I have had conversations with families about things like, "what does online safety look like for someone who is neurodivergent?" "My son wants to start dating. How does he do that as a young adult with autism AND during a pandemic?" Or, "We just started getting out in the community without a tantrum and now my child is afraid to go anywhere."
Many of our families struggle knowing how far to go in protecting our loved ones, but also knowing that to teach them to be independent means working through the ugly things. The times when people are mean, when even with the best of planning, things didn’t turn out the way we hoped. I have wiped away tears from scrapes and falls but also from heartbreak and loss of trust. Those tears go deeper. But they also help build character. Helping someone understand why people make the choices they do is still one of the hardest things. To know that empathy and compassion are the right thing but still being so angry that someone could do something that would hurt the person we love. Or make choices that we may see as selfish and not think of how that choice affects all of us?
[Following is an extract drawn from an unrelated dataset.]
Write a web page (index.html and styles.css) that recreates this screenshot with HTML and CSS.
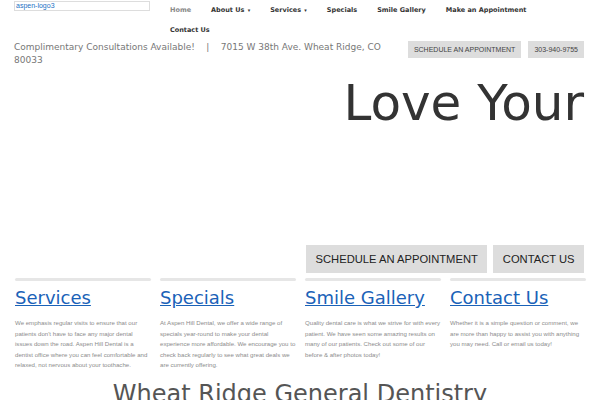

And that again is sort of like how each day has been since March of 2020. First we isolate and lock down. Then we open up and have hope but learn that it’s not over, there is a new strain. Then we have this vaccine but not everyone trusts it. Yet it provided hope that life could return to “normal” again. And then there was another strain. It is all those stages of grief all over again. And this time, heck yeah, there was denial; this can’t still be happening, can it? But here we are, facing record numbers of cases and understanding this is impacting our collective mental health. Our kids are growing up in a world none of us have ever experienced. How do we face this challenge when we still feel so isolated and lost?
Yeah, those are feelings I have had before.
So what did help? And what can we do?
How about asking hard questions and having honest conversations about coping and choices and mental health? That seems like something we all need to do. We need to be able to talk to each other without anger or judgement, but do our best to understand the “why” behind choices. We are going to need to find a way to come together to support each other, and know that we are never going to make everyone happy. Somehow compromise has become an ugly word or concept. It doesn’t have to be that. There is no perfect solution out there but there are better ones. As long as we realize that we need to do this together, with our family, friends, neighbors, and also with people we might disagree with. Only then can we get back to what was once known as civil discourse.
Isn’t that what we all need to do now? To look at one another and say, “Hey, what do you need to get through this? How can I help?”
For our family, just having the time off between Christmas and New Years provided the down time that made a huge difference. We just needed to do nothing, a break. We ate, watched movies, slept late, and putzed around the house. It was wonderful.
So, how are you doing? Please be honest.
How have you changed in the past two years? What do you miss? What have you learned? And what do you need?
Now is a wonderful time to reflect. We don't need resolutions. We simply need to think.
Think deeply about how to support yourself, your loved ones, and the ones you may not see eye-to-eye with.
Think about what you want “tomorrow” to look like. How do you want to feel? How do you want to make others feel? How can you help them?
At IOB, we're having similar conversations and asking these very questions.
How can we help YOU?
Sending a simple reminder that we're here. With open ears, open eyes, and open hearts.